Fukushima: la soluzione è lontana
Fu proprio l’onda anomala a scatenare una reazione a catena che ha portato al meltdown di tre reattori. A distanza di cinque anni, il governo giapponese e la società che gestice l’impianto, Tokyo Electric Company (Tepco), sono lontani dal trovare una soluzione al disastro di Fukushima.
Il problema più pressante che oggi l’utility energetica si trova ad affrontare sono le oltre 700mila tonnellate di acqua radioattiva usata per raffreddare i reattori danneggiati e stoccata nell’area dell’impianto.
Tepco dice che nuove fuoriuscite nel terreno, e quindi in mare, sono inevitabili. Ma si impegna a risolvere il problema entro il 2020. Per fermare il flusso di acqua contaminata verso l’oceano, l’azienda ha progettato anche un «muro di ghiaccio sotterraneo», il cui funzionamento rimane ancora oggi un’incognita.
Ci vorranno forse trenta, forse quarant’anni, forse addirittura un secolo, per bonificare la centrale nucleare e i dintorni.
Evacuati, tornate a casa!
Intanto però Tokyo — forte delle statistiche rassicuranti sulla sicurezza di aria e di cibo di molte località nella provincia di Fukushima — ha invitato i «rifugiati nucleari» a tornare alle loro vecchie case.
Entro il 2017, il governo punta a far rincasare il 70 per cento dei 100mila evacuati del 2011. Ma molti di loro sono scettici sulle rassicurazioni della politica.
Non è solo la paura di nuove fuoriuscite di sostanze radioattive. Sono forse i milioni di metri cubi di rifiuti radioattivi stoccati sul territorio della prefettura di Fukushima a preocupare di più.
Secondo il quotidiano locale Kahoku Shimpo, sono già 10milioni e la previsione del Ministero dell’Ambiente è di arrivare a 22 milioni alla fine delle operazioni di decontaminazione.
Su queste, le ultime stime parlano di un costo pari a 110 miliardi di euro, la maggior parte in indennizzi alla popolazione e alle aziende che hanno subito danni a causa del disastro naturale. Un calcolo solo parziale, soprattutto perché i lavori di bonifica dei terreni e dello stesso impianto Daiichi sono ancora a uno stato iniziale.
Bonifica inquinata
Sui lavori pesa poi un’altra ombra. Quella della carenza di personale e dei pochi controlli sulla fornitura di manodopera alle aziende subappaltatrici. Il governo stesso ha rilevato in un recente studio che molte di esse violano le leggi sull’impiego.
Migliaia di lavoratori sono impiegati a tempo determinati e sottoposti a turni di lavoro massacranti in condizioni precarie.

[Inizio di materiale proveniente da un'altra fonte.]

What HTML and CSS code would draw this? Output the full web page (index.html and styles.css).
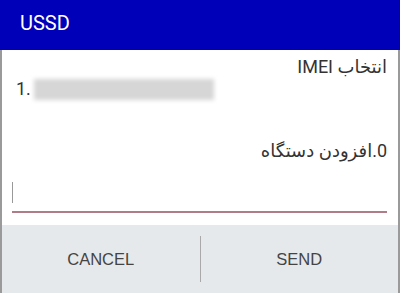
FILE: index.html
```html
<!DOCTYPE html>
<html lang="en">
<head>
  <meta charset="UTF-8">
  <title>USSD</title>
  <link rel="stylesheet" href="styles.css">
</head>
<body>
  <div class="dialog">
    <div class="title-bar">USSD</div>

    <div class="message">
      <div class="line rtl">انتخاب IMEI</div>
      <div class="line item">
        <span class="num">1.</span>
        <span class="hidden-value"></span>
      </div>
      <div class="line rtl option">0.افزودن دستگاه</div>
    </div>

    <div class="input-row">
      <div class="caret"></div>
    </div>

    <div class="buttons">
      <button>CANCEL</button>
      <div class="divider"></div>
      <button>SEND</button>
    </div>
  </div>
</body>
</html>
```

FILE: styles.css
```css
* {
  box-sizing: border-box;
}

body {
  margin: 0;
  font-family: Roboto, "DejaVu Sans", sans-serif;
  background: #fff;
}

.dialog {
  width: 400px;
  height: 293px;
  display: flex;
  flex-direction: column;
  border-left: 2px solid #9a9a9a;
  border-right: 2px solid #9a9a9a;
  background: #fff;
}

.title-bar {
  height: 50px;
  background: #0000b9;
  color: #fff;
  font-size: 20px;
  padding: 11px 0 0 20px;
  margin: 0 -2px;
}

.message {
  padding: 6px 11px 0 12px;
  color: #333;
  font-size: 18px;
}

.line {
  height: 22px;
  line-height: 22px;
}

.rtl {
  direction: rtl;
  text-align: right;
}

.item {
  display: flex;
  align-items: center;
}

.num {
  font-size: 18px;
  width: 20px;
  padding-left: 2px;
}

.hidden-value {
  display: block;
  width: 180px;
  height: 21px;
  background: #d6d6d6;
  filter: blur(2px);
}

.option {
  margin-top: 40px;
}

.input-row {
  margin: 18px 11px 0 10px;
  height: 33px;
  border-bottom: 2px solid #b07c88;
  padding-top: 2px;
}

.caret {
  width: 1px;
  height: 21px;
  background: #999;
}

.buttons {
  margin-top: 12px;
  flex: 1;
  background: #e6e9ec;
  display: flex;
  align-items: center;
}

.buttons button {
  flex: 1;
  height: 100%;
  border: none;
  background: none;
  font-family: "Liberation Sans", sans-serif;
  font-size: 16.5px;
  color: #444;
  padding: 0;
}

.divider {
  width: 1px;
  height: 46px;
  background: #a9a9a9;
}
```
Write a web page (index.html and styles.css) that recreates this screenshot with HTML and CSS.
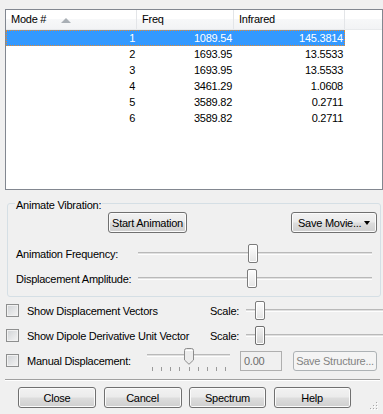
FILE: index.html
```html
<!DOCTYPE html>
<html>
<head>
<meta charset="utf-8">
<link rel="stylesheet" href="styles.css">
</head>
<body>
<div class="dlg">
  <div class="list">
    <div class="head">
      <div class="hc">Mode #<span class="sort"></span></div>
      <div class="hc">Freq</div>
      <div class="hc">Infrared</div>
      <div class="hc last"></div>
    </div>
    <div class="row sel"><span>1</span><span>1089.54</span><span>145.3814</span></div>
    <div class="row"><span>2</span><span>1693.95</span><span>13.5533</span></div>
    <div class="row"><span>3</span><span>1693.95</span><span>13.5533</span></div>
    <div class="row"><span>4</span><span>3461.29</span><span>1.0608</span></div>
    <div class="row"><span>5</span><span>3589.82</span><span>0.2711</span></div>
    <div class="row"><span>6</span><span>3589.82</span><span>0.2711</span></div>
  </div>

  <fieldset class="group">
    <legend>Animate Vibration:</legend>
    <div class="btnrow">
      <button class="btn start">Start Animation</button>
      <button class="btn movie">Save Movie...<span class="caret"></span></button>
    </div>
    <div class="srow">
      <span class="slbl">Animation Frequency:</span>
      <div class="slider wide"><div class="track"></div><div class="thumb" style="left:110px"></div></div>
    </div>
    <div class="srow">
      <span class="slbl">Displacement Amplitude:</span>
      <div class="slider wide"><div class="track"></div><div class="thumb" style="left:109px"></div></div>
    </div>
  </fieldset>

  <div class="checks">
    <div class="crow">
      <span class="cb"></span>
      <span class="clbl">Show Displacement Vectors</span>
      <span class="scale">Scale:</span>
      <div class="slider scl"><div class="track"></div><div class="thumb" style="left:9px"></div></div>
    </div>
    <div class="crow">
      <span class="cb"></span>
      <span class="clbl">Show Dipole Derivative Unit Vector</span>
      <span class="scale">Scale:</span>
      <div class="slider scl"><div class="track"></div><div class="thumb hot" style="left:9px"></div></div>
    </div>
    <div class="crow">
      <span class="cb"></span>
      <span class="clbl short">Manual Displacement:</span>
      <div class="slider man">
        <div class="track"></div>
        <svg class="pthumb" style="left:37px" width="10" height="17" viewBox="0 0 10 17"><path d="M0.5 2.5 Q0.5 0.5 2.5 0.5 H7.5 Q9.5 0.5 9.5 2.5 V12 L5 16.3 L0.5 12 Z" fill="#ececec" stroke="#8c8c8c"/><path d="M1.5 2.5 H8.5" stroke="#fff"/></svg>
        <div class="ticks"><i></i><i></i><i></i><i></i><i></i><i></i><i></i><i></i><i></i></div>
      </div>
      <span class="tbox">0.00</span>
      <button class="btn dis">Save Structure...</button>
    </div>
  </div>

  <div class="sep"></div>

  <div class="bottom">
    <button class="btn bb">Close</button>
    <button class="btn bb">Cancel</button>
    <button class="btn bb narrow">Spectrum</button>
    <button class="btn bb narrow">Help</button>
  </div>

  <svg class="grip" width="8" height="8" viewBox="0 0 8 8">
    <g fill="#a8a8a8">
      <rect x="6" y="0" width="1" height="1"/>
      <rect x="3" y="3" width="1" height="1"/>
      <rect x="6" y="3" width="1" height="1"/>
      <rect x="0" y="6" width="1" height="1"/>
      <rect x="3" y="6" width="1" height="1"/>
      <rect x="6" y="6" width="1" height="1"/>
    </g>
    <g fill="#ffffff">
      <rect x="7" y="1" width="1" height="1"/>
      <rect x="4" y="4" width="1" height="1"/>
      <rect x="7" y="4" width="1" height="1"/>
      <rect x="1" y="7" width="1" height="1"/>
      <rect x="4" y="7" width="1" height="1"/>
      <rect x="7" y="7" width="1" height="1"/>
    </g>
  </svg>
</div>
</body>
</html>
```

FILE: styles.css
```css
* { box-sizing: border-box; }
html, body { margin: 0; padding: 0; }
body {
  background: #f0f0f0;
  font-family: "Liberation Sans", Arial, sans-serif;
  font-size: 11px;
  letter-spacing: -0.25px;
  color: #000;
}
.dlg {
  position: relative;
  width: 383px;
  height: 414px;
  overflow: hidden;
  padding-top: 9px;
}

/* list view */
.list {
  margin-left: 5px;
  width: 378px;
  height: 181px;
  border: 1px solid #828790;
  background: #fff;
}
.head {
  display: grid;
  grid-template-columns: 131px 97px 111px 1fr;
  height: 20px;
  background: linear-gradient(#ffffff 0%, #ffffff 45%, #f7f8f9 46%, #f2f3f5 100%);
  border-bottom: 1px solid #e8eaec;
}
.hc {
  position: relative;
  padding-left: 5px;
  line-height: 19px;
  border-right: 1px solid #e3e5e8;
}
.hc.last { border-right: none; }
.sort {
  position: absolute;
  left: 55px;
  top: 8px;
  width: 0;
  height: 0;
  border-left: 5px solid transparent;
  border-right: 5px solid transparent;
  border-bottom: 5px solid #a9afb5;
}
.row {
  display: grid;
  grid-template-columns: 131px 97px 111px;
  width: 339px;
  height: 16px;
  line-height: 16px;
}
.row span { text-align: right; padding-right: 2px; }
.row.sel {
  background: #3399ff;
  color: #fff;
  outline: 1px dotted #e8882d;
  outline-offset: -1px;
}

/* group box */
.group {
  margin: 5px 0 0 7px;
  width: 374px;
  padding: 0 0 5px 8px;
  border: 1px solid #d5dfe5;
  border-radius: 3px;
  min-width: 0;
}
.group legend {
  padding: 4px 1px 0;
  margin-left: -1px;
  line-height: 13px;
}
.btnrow {
  display: flex;
  justify-content: space-between;
  padding: 0 3px 0 92px;
}
.btn {
  height: 21px;
  border: 1px solid #707070;
  border-radius: 3px;
  background: linear-gradient(#f2f2f2 0%, #ebebeb 48%, #dddddd 52%, #cfcfcf 100%);
  box-shadow: inset 0 0 0 1px #fbfbfb;
  font: inherit;
  letter-spacing: inherit;
  color: #000;
  padding: 0;
  margin: 0;
  text-align: center;
}
.start { width: 79px; }
.movie {
  width: 86px;
  display: flex;
  align-items: center;
  padding-left: 6px;
}
.caret {
  margin-left: 3px;
  width: 0;
  height: 0;
  border-left: 3.5px solid transparent;
  border-right: 3.5px solid transparent;
  border-top: 4px solid #000;
}
.srow {
  display: flex;
  align-items: center;
  height: 25px;
}
.btnrow + .srow { margin-top: 8px; }
.slbl { width: 122px; flex: none; }

.slider {
  position: relative;
  display: flex;
  align-items: center;
  height: 25px;
}
.slider.wide { flex: 1; margin-right: 8px; }
.track {
  width: 100%;
  height: 3px;
  border-top: 1px solid #b9b9b9;
  border-bottom: 1px solid #fdfdfd;
  background: #e0e0e0;
}
.thumb {
  position: absolute;
  top: 3px;
  width: 10px;
  height: 19px;
  border: 1px solid #7b7b7b;
  border-radius: 2px;
  background: linear-gradient(#fdfdfd 0%, #f1f1f1 50%, #e4e4e4 100%);
  box-shadow: inset 0 0 0 1px #ffffff;
}
.thumb.hot {
  background: linear-gradient(#f2f2f2 0%, #e2e2e2 50%, #d2d2d2 100%);
  border-color: #6f6f6f;
}

/* checkbox rows */
.checks { margin-top: 1px; }
.crow {
  display: flex;
  align-items: center;
  height: 25px;
  padding-left: 6px;
}
.cb {
  flex: none;
  width: 13px;
  height: 13px;
  border: 1px solid #8e8f8f;
  background: linear-gradient(135deg, #cfd2d5 0%, #e6e7e8 60%, #f4f4f4 100%);
  box-shadow: inset 0 0 0 1px #f1f1f1;
  margin-right: 8px;
}
.clbl { width: 183px; flex: none; white-space: nowrap; }
.clbl.short { width: 120px; }
.scale { width: 36px; flex: none; }
.slider.scl { flex: 1; margin-right: -6px; }
.slider.man { width: 83px; flex: none; height: 25px; align-items: flex-start; }
.slider.man .track { margin-top: 6px; }
.pthumb { position: absolute; top: 0; }
.ticks {
  position: absolute;
  left: 5px;
  top: 19px;
  width: 74px;
  display: flex;
  justify-content: space-between;
}
.ticks i {
  display: block;
  width: 1px;
  height: 4px;
  background: #9a9a9a;
}
.tbox {
  flex: none;
  margin-left: 10px;
  width: 42px;
  height: 20px;
  line-height: 18px;
  border: 1px solid #afafaf;
  padding-left: 3px;
  color: #6d6d6d;
}
.btn.dis {
  margin-left: 11px;
  width: 84px;
  height: 20px;
  border-color: #adb2b5;
  background: #f4f4f4;
  box-shadow: none;
  color: #838383;
}

.sep {
  margin: 6px 3px 0 5px;
  height: 2px;
  border-top: 1px solid #a0a0a0;
  border-bottom: 1px solid #ffffff;
}
.bottom {
  display: flex;
  gap: 7.5px;
  padding-left: 18px;
  margin-top: 6px;
}
.bb { width: 78px; }
.bb.narrow { width: 77px; }
.grip { position: absolute; right: 5px; bottom: 4px; }
```
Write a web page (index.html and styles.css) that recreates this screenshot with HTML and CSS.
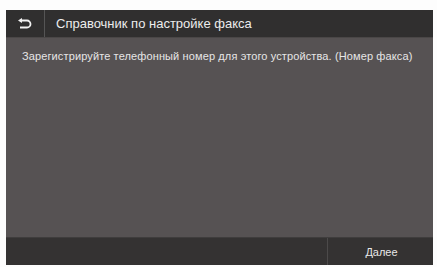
FILE: index.html
```html
<!DOCTYPE html>
<html lang="ru">
<head>
<meta charset="utf-8">
<link rel="stylesheet" href="styles.css">
</head>
<body>
<div class="screen">
  <div class="header">
    <div class="back">
      <svg width="16" height="12" viewBox="0 0 16 12"><path d="M3 2.5 H10 A3.5 3.5 0 0 1 10 9.5 H3" fill="none" stroke="#f2f2f2" stroke-width="1.8"/><path d="M1 2.5 L5 0 L5 5 Z" fill="#f2f2f2"/></svg>
    </div>
    <div class="title">Справочник по настройке факса</div>
  </div>
  <div class="content">
    <p class="msg">Зарегистрируйте телефонный номер для этого устройства. (Номер факса)</p>
  </div>
  <div class="footer">
    <div class="spacer"></div>
    <div class="next">Далее</div>
  </div>
</div>
</body>
</html>
```
FILE: styles.css
```css
html, body { margin: 0; padding: 0; background: #fdfdfd; }
body { padding: 10px 4px 2px 6px; font-family: "Liberation Sans Narrow", "Liberation Sans", sans-serif; }
.screen { width: 427px; height: 255px; display: flex; flex-direction: column; background: #565253; }
.header { height: 28px; background: #302f2f; display: flex; align-items: stretch; border-bottom: 1px solid #4a4747; box-sizing: border-box; }
.back { width: 38px; border-right: 1px solid #555; display: flex; align-items: center; justify-content: center; }
.title { color: #ececec; font-size: 13px; display: flex; align-items: center; padding-left: 11px; }
.content { flex: 1; padding: 12px 16px; }
.msg { margin: 0; color: #e6e6e6; font-size: 11px; letter-spacing: 0.12px; }
.footer { height: 28px; background: #343232; display: flex; border-top: 1px solid #3f3d3d; box-sizing: border-box; }
.spacer { flex: 1; border-right: 1px solid #4c4a4a; }
.next { width: 105px; color: #e8e8e8; font-size: 11px; display: flex; align-items: center; justify-content: center; padding-left: 2px; box-sizing: border-box; }
```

In certi casi provengono da classi sociali emarginate e finiscono per affidarsi ai cacciatori di teste della yakuza, la mafia giapponese. Alcuni sono morti senza nome, senza qualcuno che potesse riconoscerli, senza lasciare traccia.
Oggi, all’ingresso di Futaba, uno dei villaggi fantasma nei dintorni del sito di Fukushima Daiichi, la scritta pronucleare «Genshiryoku—Akarui Mirai no Energy», (Nucleare — L’energia per un futuro più luminoso), diventata il simbolo dell’incidente nucleare di Fukushima non c’è più. Contro la loro rimozione ha protestato un gruppo di cittadini: «Il passato non si cancella».
A Tokyo, nei palazzi della politica e delle grandi aziende che nel nucleare negli ultimi decenni hanno investito e perso miliardi di yen, c’è chi in quell’idea ci crede, oggi più che mai. Bisogna solo cambiare lo slogan.